* Given exercise *
Present every line in which the string "index" appears.

* Data supplied *
::::::

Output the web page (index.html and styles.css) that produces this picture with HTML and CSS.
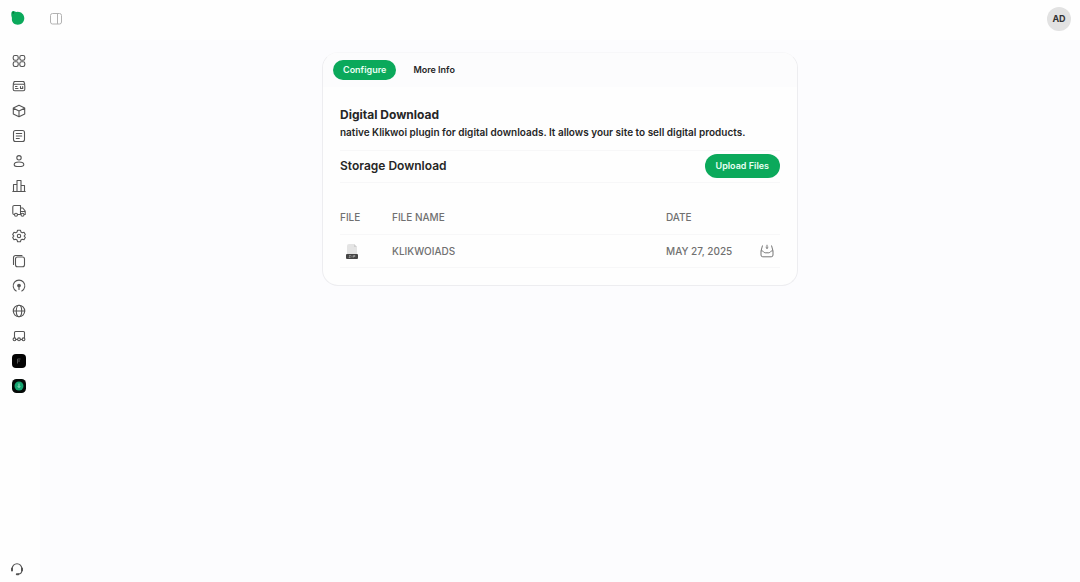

::::::

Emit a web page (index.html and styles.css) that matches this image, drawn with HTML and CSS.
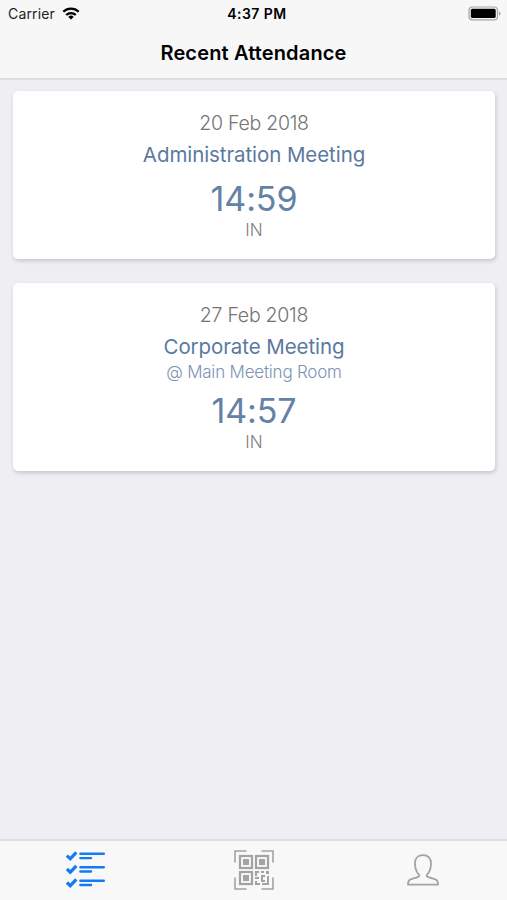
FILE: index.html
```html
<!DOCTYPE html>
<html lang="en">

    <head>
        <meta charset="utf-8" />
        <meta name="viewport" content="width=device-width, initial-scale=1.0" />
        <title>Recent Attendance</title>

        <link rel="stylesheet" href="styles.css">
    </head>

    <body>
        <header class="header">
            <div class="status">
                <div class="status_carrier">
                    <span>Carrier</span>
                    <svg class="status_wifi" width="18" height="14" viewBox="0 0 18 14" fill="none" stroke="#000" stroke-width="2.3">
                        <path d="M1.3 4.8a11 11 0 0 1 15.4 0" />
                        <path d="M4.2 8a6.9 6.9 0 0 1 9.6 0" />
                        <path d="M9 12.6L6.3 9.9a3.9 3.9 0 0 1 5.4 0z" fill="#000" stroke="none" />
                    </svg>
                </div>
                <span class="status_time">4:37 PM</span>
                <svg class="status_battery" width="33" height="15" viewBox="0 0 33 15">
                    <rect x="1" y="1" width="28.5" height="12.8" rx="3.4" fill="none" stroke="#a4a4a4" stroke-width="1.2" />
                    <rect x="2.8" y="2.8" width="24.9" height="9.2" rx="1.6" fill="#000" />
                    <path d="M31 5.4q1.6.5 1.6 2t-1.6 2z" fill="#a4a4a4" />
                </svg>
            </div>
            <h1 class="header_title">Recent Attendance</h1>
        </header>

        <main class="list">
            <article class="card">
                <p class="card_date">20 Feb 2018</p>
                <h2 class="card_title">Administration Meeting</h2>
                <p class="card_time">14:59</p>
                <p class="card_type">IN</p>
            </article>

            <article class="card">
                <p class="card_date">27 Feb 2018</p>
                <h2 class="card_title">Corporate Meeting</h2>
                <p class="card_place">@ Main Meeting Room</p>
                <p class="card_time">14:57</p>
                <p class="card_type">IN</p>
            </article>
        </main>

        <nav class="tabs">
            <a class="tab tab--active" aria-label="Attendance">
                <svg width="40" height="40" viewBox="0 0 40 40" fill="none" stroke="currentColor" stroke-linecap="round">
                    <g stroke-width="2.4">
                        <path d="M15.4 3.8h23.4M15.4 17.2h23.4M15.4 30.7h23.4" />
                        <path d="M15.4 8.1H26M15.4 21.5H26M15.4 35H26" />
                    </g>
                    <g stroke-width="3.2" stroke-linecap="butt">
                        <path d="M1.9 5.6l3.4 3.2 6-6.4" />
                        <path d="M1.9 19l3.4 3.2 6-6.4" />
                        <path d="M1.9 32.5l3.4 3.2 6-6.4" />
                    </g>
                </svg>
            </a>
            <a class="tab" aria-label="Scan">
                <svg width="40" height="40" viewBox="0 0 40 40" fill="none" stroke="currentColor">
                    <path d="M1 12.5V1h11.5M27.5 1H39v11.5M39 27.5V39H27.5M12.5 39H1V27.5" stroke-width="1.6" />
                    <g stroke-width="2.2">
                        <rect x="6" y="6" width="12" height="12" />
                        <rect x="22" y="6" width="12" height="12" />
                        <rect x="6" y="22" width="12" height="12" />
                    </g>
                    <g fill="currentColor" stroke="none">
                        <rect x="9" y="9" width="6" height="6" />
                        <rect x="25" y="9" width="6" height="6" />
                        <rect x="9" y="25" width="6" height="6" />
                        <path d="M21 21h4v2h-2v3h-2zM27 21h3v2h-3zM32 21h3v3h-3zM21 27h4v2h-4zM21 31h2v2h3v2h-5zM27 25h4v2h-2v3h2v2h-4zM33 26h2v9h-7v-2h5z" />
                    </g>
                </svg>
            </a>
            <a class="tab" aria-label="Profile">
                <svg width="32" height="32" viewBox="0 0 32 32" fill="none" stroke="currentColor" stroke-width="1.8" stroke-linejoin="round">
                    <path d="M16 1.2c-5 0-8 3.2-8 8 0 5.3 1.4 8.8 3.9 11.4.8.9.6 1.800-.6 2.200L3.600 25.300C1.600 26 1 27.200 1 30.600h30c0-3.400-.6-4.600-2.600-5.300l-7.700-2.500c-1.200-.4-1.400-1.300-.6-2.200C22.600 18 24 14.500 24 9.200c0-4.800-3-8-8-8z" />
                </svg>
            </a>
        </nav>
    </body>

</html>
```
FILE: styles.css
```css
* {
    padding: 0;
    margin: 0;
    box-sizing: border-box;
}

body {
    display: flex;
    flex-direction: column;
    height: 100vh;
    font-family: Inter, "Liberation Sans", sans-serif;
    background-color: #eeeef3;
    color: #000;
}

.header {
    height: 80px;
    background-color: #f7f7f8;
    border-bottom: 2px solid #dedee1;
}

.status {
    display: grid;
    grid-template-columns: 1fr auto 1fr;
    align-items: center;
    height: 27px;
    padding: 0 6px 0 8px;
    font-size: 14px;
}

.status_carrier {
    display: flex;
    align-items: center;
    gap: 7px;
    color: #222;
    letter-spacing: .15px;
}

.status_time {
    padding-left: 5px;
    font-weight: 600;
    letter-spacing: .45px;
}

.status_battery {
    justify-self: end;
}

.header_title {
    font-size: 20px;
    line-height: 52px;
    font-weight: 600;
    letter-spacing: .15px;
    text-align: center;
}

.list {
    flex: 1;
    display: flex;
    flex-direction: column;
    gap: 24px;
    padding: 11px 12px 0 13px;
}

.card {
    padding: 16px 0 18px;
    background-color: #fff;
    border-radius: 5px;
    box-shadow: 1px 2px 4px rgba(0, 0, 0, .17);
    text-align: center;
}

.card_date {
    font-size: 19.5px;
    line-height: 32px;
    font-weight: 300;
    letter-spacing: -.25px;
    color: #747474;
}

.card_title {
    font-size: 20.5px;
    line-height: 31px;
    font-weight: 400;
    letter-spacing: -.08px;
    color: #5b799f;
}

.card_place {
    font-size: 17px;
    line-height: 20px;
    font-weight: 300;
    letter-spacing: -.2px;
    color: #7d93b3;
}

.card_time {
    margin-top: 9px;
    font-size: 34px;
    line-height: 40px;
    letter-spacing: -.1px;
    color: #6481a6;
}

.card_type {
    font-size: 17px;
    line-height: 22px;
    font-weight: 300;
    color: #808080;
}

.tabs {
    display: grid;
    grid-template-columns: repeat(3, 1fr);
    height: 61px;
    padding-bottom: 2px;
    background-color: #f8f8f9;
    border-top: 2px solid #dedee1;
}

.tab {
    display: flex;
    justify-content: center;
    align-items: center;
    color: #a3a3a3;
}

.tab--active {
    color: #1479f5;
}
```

::::::

* The reply *
Output the web page (index.html and styles.css) that produces this picture with HTML and CSS.
Emit a web page (index.html and styles.css) that matches this image, drawn with HTML and CSS.
FILE: index.html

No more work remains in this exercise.